Flash Joule Heating技術で米テキサスに画期的な重要鉱物回収プラントを構築

Flash Metals USA Flash Joule Heating


オーストラリア上場企業Metallium Limitedの子会社、Flash Metals USAは、テキサス州チェンバーズ郡に初の商業用Flash Joule Heating(金属回収)プラントの建設を大幅に進めています。本プラントは、希少金属や重要鉱物の回収に特化し、2025年12月の稼働開始を目指しています。

Flash Joule Heating技術は元々、食品廃棄物などの炭素源からグラフェンを製造する目的で開発されましたが、2021年にライス大学の研究者らが電子廃棄物からロジウムパラジウムを効率的に回収する用途へ適用しました。Metalliumはこの技術を活用し、アンチモン、希土類磁石、重希土類を含む電子スクラップ、さらには特定の鉱石鉱石も対象に商業展開を進めています。

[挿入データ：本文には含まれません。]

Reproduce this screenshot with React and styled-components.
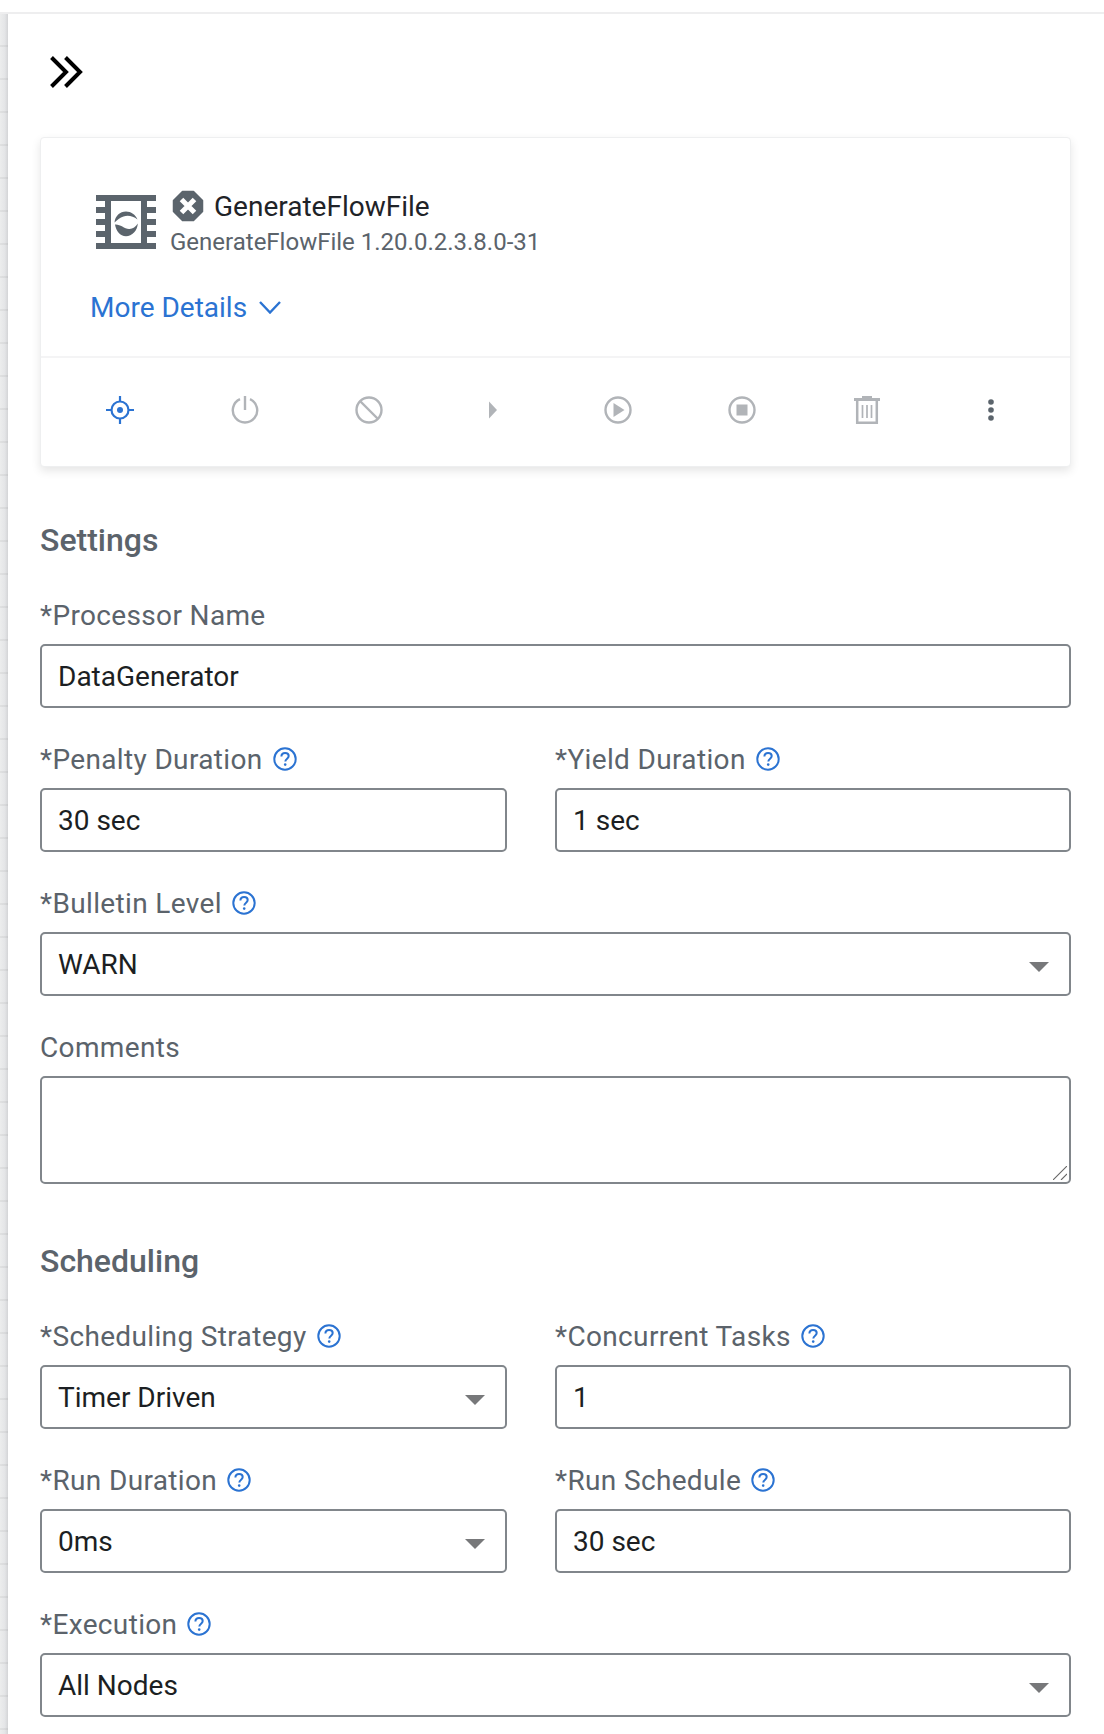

Metalliumは米国産電子廃棄物を原料とした試験で、金の回収率100%(原料金含有量551 g/t)、銀97%(2,804 g/t)、アンチモン98%(3.13%含有)と、従来の鉱石を大幅に上回る高効率を実証しています。テキサスのプラント建設では、設備調達や現地インフラ整備を着実に進め、環境規制対応のため空気・水質管理、廃棄物処理許認可を進行中です。また、エンジニアリング会社Hunt, Guillot & Associatesと連携し、構造解析やプラント統合設計を進めています。現地電力会社Entergy Texasとも長期運転に必要な電力供給契約を最終調整中です。

重要なマイルストーンとして、初回の60トン分のプリント基板(PCB)スクラップ電子廃棄物の調達も完了しました。MetalliumのCEOマイケル・ウォルシェ氏は「主要設備の発注、現地工事の進捗、原料確保により、プロジェクトのリスクを大幅に軽減した」と述べています。彼はさらに、「Flash Joule Heatingのモジュール設計を活かし、米国内の主要電子廃棄物集積地近くの許認可済みサイトで迅速に拡大展開する計画だ」と語りました。

本プロジェクトは、米国内での重要金属回収・精製分野におけるリーダーシップ確立に向けた基盤となると期待されます。


金属フォーカス 編集部コメント

Flash Joule Heating技術は電子廃棄物からの重要金属回収を革新し、資源循環の新時代を切り拓きます。米国のプラント建設は地域経済への波及効果も大きく、今後のグローバルな金属供給網に影響を与えるでしょう。今後の拡大展開が注目されます。